Sunoh.ai is different. What happens in Sunoh stays in Sunoh. Data is stored in a private cloud run by Microsoft Azure® and is never shared outside the application. Nor is patient data used to train Sunoh.
This strict “no-share” policy is designed to protect the privacy of patients and limit use of patient data to the physician and other authorized parties.
Steps to verify the identity of every patient
In order to ensure that each encounter’s information is associated with the correct patient, Sunoh starts with two-factor authentication. Physician users must log in and verify their identity with a code sent to their smartphone or an email link.
Once the physician accesses Sunoh, the application requires confirmation of the patient’s first and last names and date of birth. And if a practice has multiple patients with the same name and date of birth — which is surprisingly likely in many large systems — the user is prompted to check photos and other demographic information to confirm the identity of the specific patient being seen.
Prompts to ensure providers review their notes
Once Sunoh generates a summary for an individual patient-provider encounter, the program prompts the provider to review the chart, make any necessary edits, and save it.
While Sunoh achieves a high degree of accuracy in capturing clinical details, no AI program is perfect, and the draft clinical notes Sunoh produces must always be reviewed by a qualified medical provider to ensure accuracy and safeguard patient safety.
What happens after the patient encounter
When it comes to what happens to Sunoh data after an encounter takes place, there are two key points to emphasize.
First, it should be clear that the “no share” policy regarding Sunoh data extends the entire length of the patient journey. Data isn’t used by anyone other than the provider for treatment of that patient. It isn’t shared with any vendor. It isn’t used for training or learning purposes.
Second, the Sunoh recording and summary are deleted after seven days. The only portion that is saved is the clinical note as reviewed and edited by the physician.
That information becomes part of the patient’s record in the EHR and serves as the only permanent record of what took place during that encounter. If the physician — or another authorized medical provider who deals with that patient at some point in the future — needs to make edits, add information, or otherwise alter the record, they must do so in the EHR.
That process ensures that the patient’s permanent record in the EHR serves as the “single source of truth,” thus avoiding conflicting information, diagnoses, or prescriptions, any one of which could conceivably lead to patient harm.

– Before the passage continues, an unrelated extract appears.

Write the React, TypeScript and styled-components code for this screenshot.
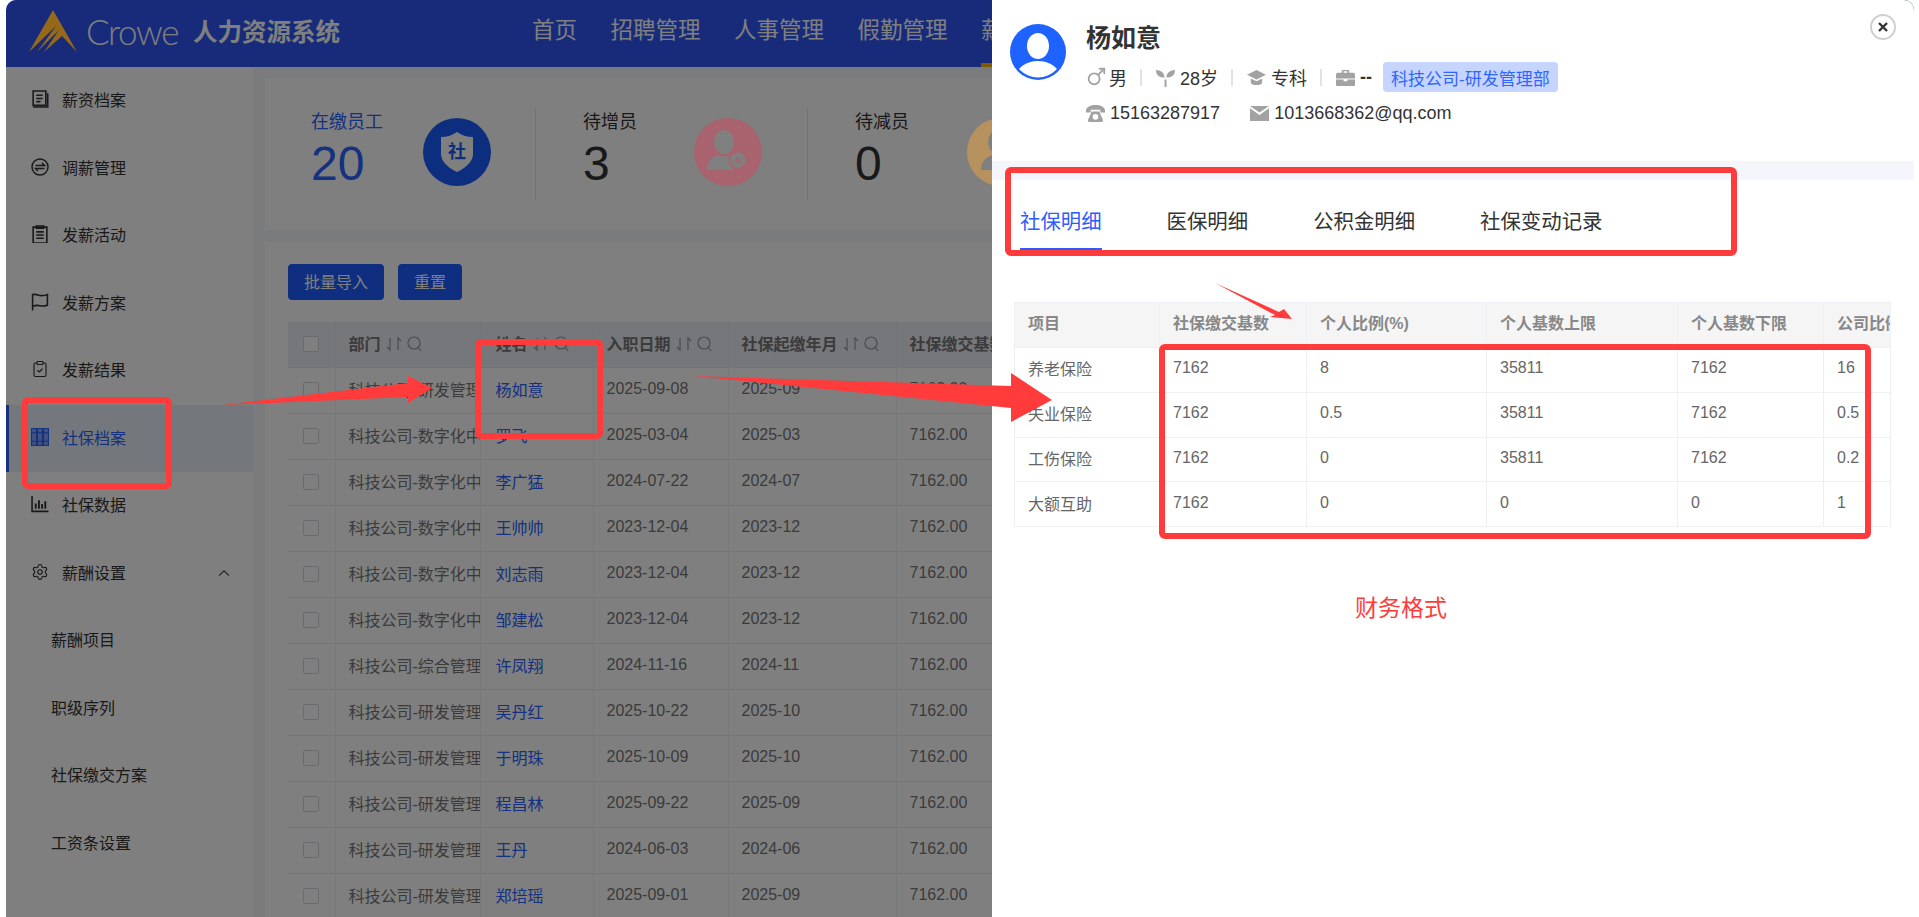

Safety standards in the software development lifecycle
Safety is the first consideration at every stage in the development, deployment, and enhancement of Sunoh.ai medical scribe. Sunoh’s developers follow strict design standards throughout the software development life cycle (SDLC).
Clinical Informatics and Patient Safety specialists — including trained medical clinicians — regularly review Sunoh.ai to ensure that usability and patient safety go hand in hand.
The result is a product that is easy to use, with easily edited notes that can be completed quickly and accurately, thus achieving the dual purpose of comprehensive documentation while reducing cognitive load on physicians and saving them time and money.
And when it comes to training and improving Sunoh, developers use dummy data that accurately reflects real-world clinical data without ever using actual patient data or placing such data at risk in any way.
HIPAA and other administrative compliance
In addition to safety procedures throughout the SDLC, Sunoh implements business associate agreements with users as required under the Health Insurance Portability and Accountability Act (HIPAA), as well as all administrative, physical, and technical safeguards required by that legislation. And Sunoh uses industry-standard encryption and security protocols.